What technology should accounting firms invest in?
Prioritise a cloud-based accounting platform that integrates with payroll, tax, and practice management tools. AI-powered automation for data entry, reconciliation, and anomaly detection delivers the fastest return on investment. Secure client portals and real-time reporting dashboards are also becoming essential for modern practices.
How do you transition from compliance to advisory services?
Start by identifying the advisory questions your clients already ask you informally. Package those insights into structured service offerings like cash flow forecasting, budgeting reviews, and strategic planning sessions. Use automation to free up time from compliance work, then invest that time in delivering and marketing advisory services.
What are the biggest threats to accounting firms today?
The biggest risks are failing to adopt new technology, losing talent to more modern practices, and remaining dependent on compliance revenue as automation makes basic services less profitable. Firms that don't invest in advisory capabilities and client experience risk losing clients to competitors who offer more proactive, data-driven support.
How can small accounting firms compete with larger practices?

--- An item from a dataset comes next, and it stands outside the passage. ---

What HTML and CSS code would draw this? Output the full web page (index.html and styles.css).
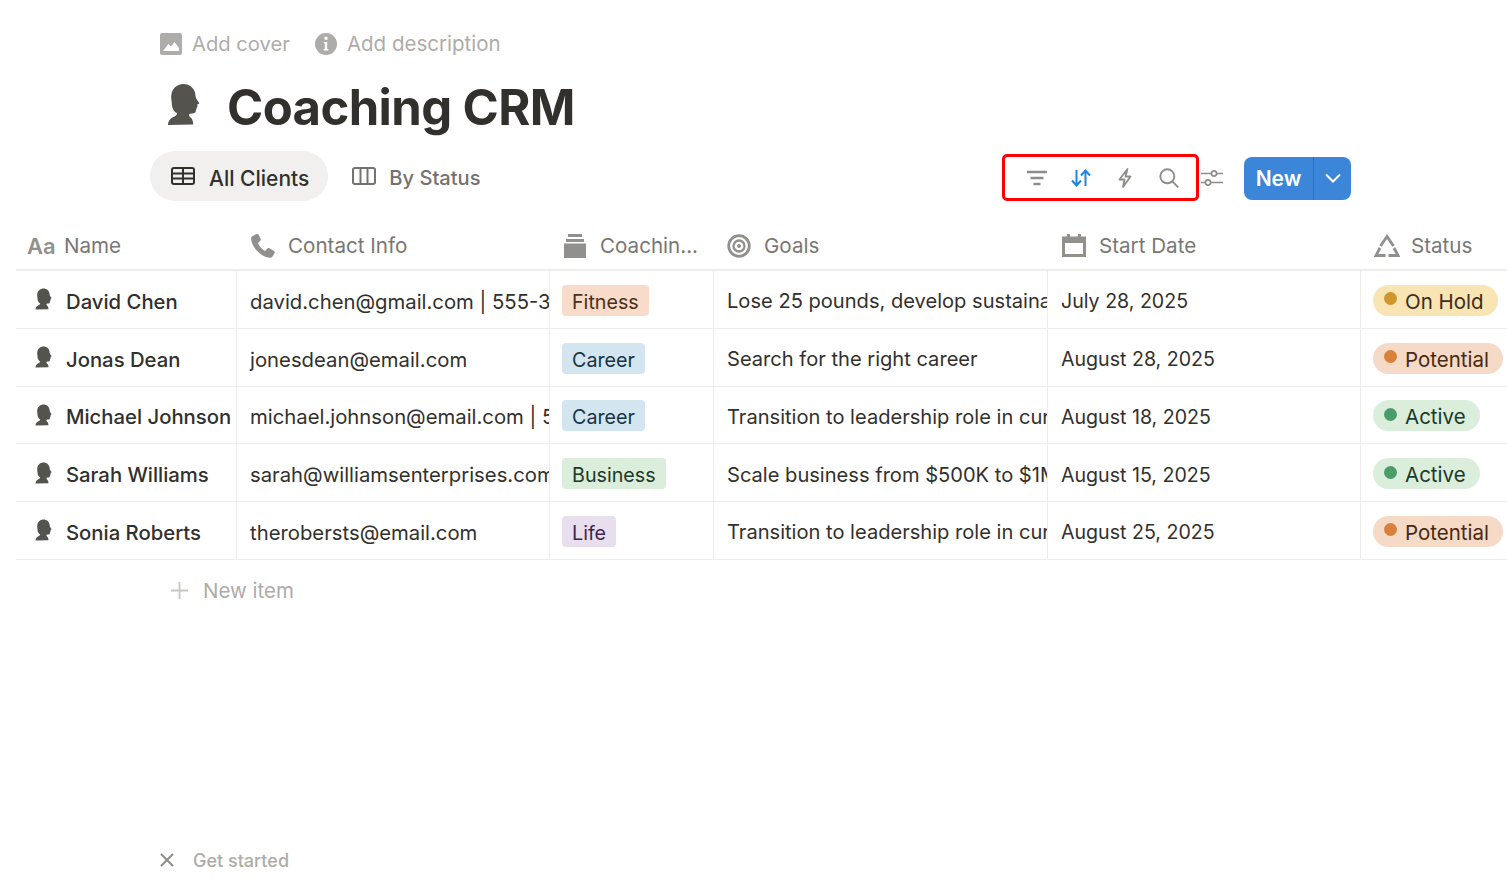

Small firms can compete by being more agile and personal. Use cloud technology to deliver the same quality of service as larger practices without the overhead. Focus on niche industries or specialist advisory services where your expertise stands out. Strong client relationships and responsive, personalised service are advantages that larger firms often struggle to match.
Disclaimer
Xero does not provide accounting, tax, business or legal advice. This guide has been provided for information purposes only. You should consult your own professional advisors for advice directly relating to your business or before taking action in relation to any of the content provided.